20. Artesian – Langham Hotel
Once crowned best bar in the world, Artesian still treats cocktails as performance art. Their Negroni riffs arrive in unexpected vessels, smoked, twisted, occasionally theatrical, but the heart of bitter, sweet, strong remains unbroken. A Negroni here is less about what’s in the glass than the memory it leaves behind.
21. Rules – Covent Garden
London’s oldest restaurant wears its history proudly, and the Negroni at the bar tastes as though it has been quietly perfecting itself since 1798. Rich, balanced, no nonsense, it is a Negroni for grown-ups, best taken before a plate of game or oysters.
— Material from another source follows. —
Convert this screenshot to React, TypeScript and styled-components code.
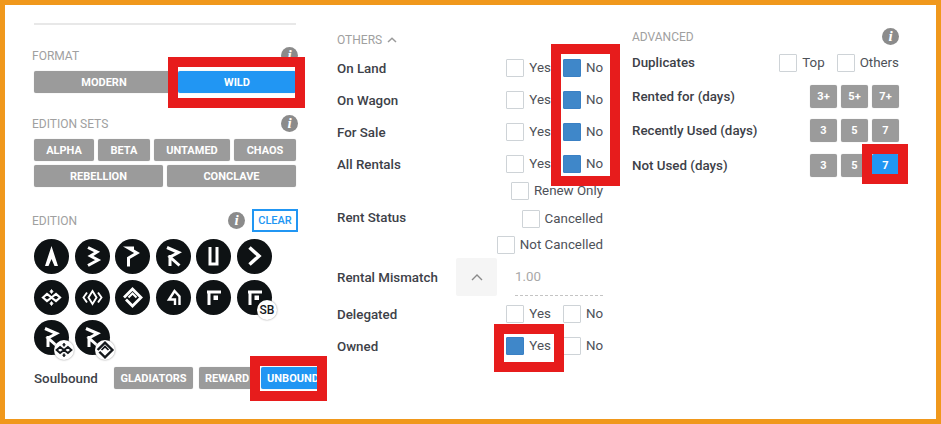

London, then, is no mere outpost for the Negroni but its adopted capital, a city where Campari’s hum has been woven into its nightlife. Florence may claim paternity, but it is in London that maestros like Perrone and Calabrese have raised the drink to opera. Twenty-one stops prove the point: one cocktail, infinite interpretations, each sip a standing ovation.
“Florence may have birthed it, but London has made the Negroni its nightly opera.”